In this example, we’ll use the LinearRegression estimator from sklearn.linear_model. 
By default, this estimator uses all the numeric features in a dataset, performing a multiple linear regression (which we’ll discuss in the next section). 
Here, we perform simple linear regression using one feature as the independent variable. So, we’ll need to select one feature (the Date) from the dataset.
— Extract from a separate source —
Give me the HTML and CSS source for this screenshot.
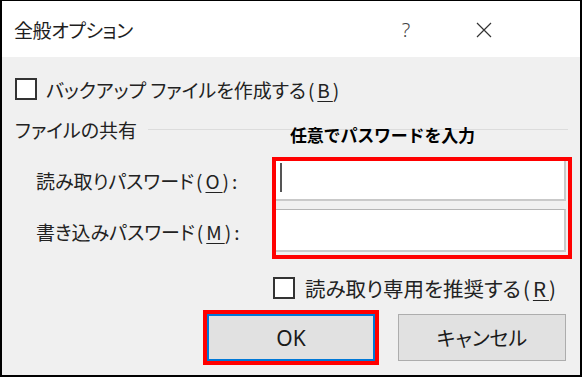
FILE: index.html
```html
<!DOCTYPE html>
<html lang="ja">
<head>
<meta charset="utf-8">
<link rel="stylesheet" href="styles.css">
</head>
<body>
<div class="dialog">
  <div class="titlebar">
    <span class="title">全般オプション</span>
    <span class="help">?</span>
    <span class="close">
      <svg width="16" height="16" viewBox="0 0 16 16"><path d="M1 1 L15 15 M15 1 L1 15" stroke="#333" stroke-width="1.2" fill="none"/></svg>
    </span>
  </div>
  <div class="content">
    <div class="check-row first">
      <span class="checkbox"></span>
      <span class="label">バックアップ ファイルを作成する<span class="key">(<u>B</u>)</span></span>
    </div>
    <div class="group-row">
      <span class="group-title">ファイルの共有</span>
      <span class="group-line"></span>
    </div>
    <div class="note">任意でパスワードを入力</div>
    <div class="pw-grid">
      <div class="pw-labels">
        <div class="pw-label one">読み取りパスワード<span class="key">(<u>O</u>):</span></div>
        <div class="pw-label two">書き込みパスワード<span class="key">(<u>M</u>):</span></div>
      </div>
      <div class="red-box">
        <div class="input one"><span class="caret"></span></div>
        <div class="input two"></div>
      </div>
    </div>
    <div class="check-row second">
      <span class="checkbox"></span>
      <span class="label">読み取り専用を推奨する<span class="key">(<u>R</u>)</span></span>
    </div>
    <div class="buttons">
      <div class="red-wrap"><div class="btn ok">OK</div></div>
      <div class="btn cancel">キャンセル</div>
    </div>
  </div>
</div>
</body>
</html>
```
FILE: styles.css
```css
* { box-sizing: border-box; }
html, body { margin: 0; padding: 0; }
body {
  width: 582px;
  height: 377px;
  overflow: hidden;
  font-family: "Noto Sans CJK JP", "Noto Sans", sans-serif;
  font-feature-settings: "palt";
  color: #222;
}
.dialog {
  width: 582px;
  height: 377px;
  border-left: 2px solid #000;
  border-top: 1px solid #000;
  border-right: 2px solid #000;
  border-bottom: 2px solid #000;
  display: flex;
  flex-direction: column;
  position: relative;
}
.titlebar {
  height: 56px;
  background: #fff;
  display: flex;
  align-items: center;
  padding-left: 12px;
  padding-right: 83px;
  flex-shrink: 0;
}
.title {
  font-size: 19px;
  flex: 1;
  color: #1e1e1e;
  letter-spacing: -0.4px;
}
.help {
  width: 22px;
  text-align: center;
  font-family: "Noto Sans", sans-serif;
  font-size: 20px;
  color: #444;
  margin-right: 53px;
  font-weight: 300;
}
.close {
  width: 27px;
  display: flex;
  justify-content: center;
  padding-top: 2px;
}
.content {
  flex: 1;
  background: #f0f0f0;
  padding-left: 13px;
}
.check-row {
  display: flex;
  align-items: center;
  height: 22px;
  font-size: 19px;
}
.check-row.first { margin-top: 21px; }
.check-row.first .checkbox { margin-right: 9px; }
.check-row.second { margin-top: 18px; margin-left: 258px; }
.check-row.second .checkbox { margin-right: 10px; }
.check-row.second .label { font-size: 20.5px; }
.checkbox {
  width: 22px;
  height: 22px;
  border: 2px solid #333;
  background: #fff;
  flex-shrink: 0;
}
.key { letter-spacing: 3px; margin-left: 2px; }
u { text-decoration-thickness: 1px; text-underline-offset: 3px; }
.group-row {
  display: flex;
  align-items: center;
  height: 22px;
  margin-top: 18px;
  font-size: 19px;
}
.group-line {
  flex: 1;
  height: 1px;
  background: #dcdcdc;
  margin-left: 11px;
  margin-right: 12px;
}
.note {
  position: absolute;
  left: 288px;
  top: 121px;
  font-size: 17px;
  font-weight: 700;
  color: #000;
  font-feature-settings: normal;
  letter-spacing: -0.2px;
}
.pw-grid {
  display: grid;
  grid-template-columns: 257px 300px;
  margin-top: 17px;
}
.pw-labels {
  display: flex;
  flex-direction: column;
  padding-top: 3px;
  padding-left: 21px;
  font-size: 19px;
}
.pw-label { display: flex; align-items: center; }
.pw-label.one { height: 40px; }
.pw-label.two { height: 43px; margin-top: 10px; }
.red-box {
  border: 4px solid #ff0000;
  padding: 0 2px 3px 0;
}
.input {
  background: #fff;
  width: 290px;
  border-right: 2px solid #c9c9c9;
  border-bottom: 2px solid #c9c9c9;
}
.input.one { height: 40px; position: relative; }
.input.two { height: 43px; margin-top: 8px; border-top: 1px solid #b5b5b5; }
.caret {
  position: absolute;
  left: 4px;
  top: 2px;
  width: 2px;
  height: 29px;
  background: #555;
}
.buttons {
  display: flex;
  align-items: center;
  margin-top: 11px;
  margin-left: 188px;
}
.red-wrap {
  border: 4px solid #ff0000;
}
.btn {
  width: 168px;
  height: 47px;
  background: #e1e1e1;
  display: flex;
  align-items: center;
  justify-content: center;
  font-size: 20px;
  color: #1a1a1a;
}
.btn.ok {
  border: 2px solid #0078d7;
  font-family: "Noto Sans", sans-serif;
  font-size: 21px;
}
.btn.cancel {
  border: 1px solid #adadad;
  margin-left: 19px;
}
```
### Section 1 - Build the Model

In [16]:
X_train, X_test, y_train, y_test = train_test_split(
        nyc_df.Date.values.reshape(-1,1),
        nyc_df.Temperature.values,
            random_state=11)

In [None]:
X_train.shape

In [None]:
X_test.shape

In [None]:
linear_regression = LinearRegression()

linear_regression.fit(X=X_train, y=y_train)

In [None]:
linear_regression.coef_

In [None]:
linear_regression.intercept_

### Section 2 - Test the Model

In [None]:
predicted = linear_regression.predict(X_test)
expected = y_test

for p, e in zip(predicted[::5], expected[::5]):
    print(f'predicted: {p:.2f}, expected: {e:.2f}')

In [None]:
predict = (lambda x: linear_regression.coef_ * x +
           linear_regression.intercept_)

predict(2019)

### Section 3 - Predict

In [None]:
predict(1890)

Predicting the "average high temp in Jan" for the year 2024

In [None]:
predict(2024)

### Section 4 - Visualizations

In [None]:
axes = sns.scatterplot(data=nyc_df, x='Date', y='Temperature', hue='Temperature', palette='winter', legend=False)
axes.set_ylim(10, 70)
x = np.array([min(nyc_df.Date.values), max(nyc_df.Date.values)])

y = predict(x)

line = plt.plot(x, y)

## Part 4 - Insights

This code walks through a typical machine learning pipeline—starting from data acquisition, moving through model building and testing, and finally visualizing results using Python’s data science libraries.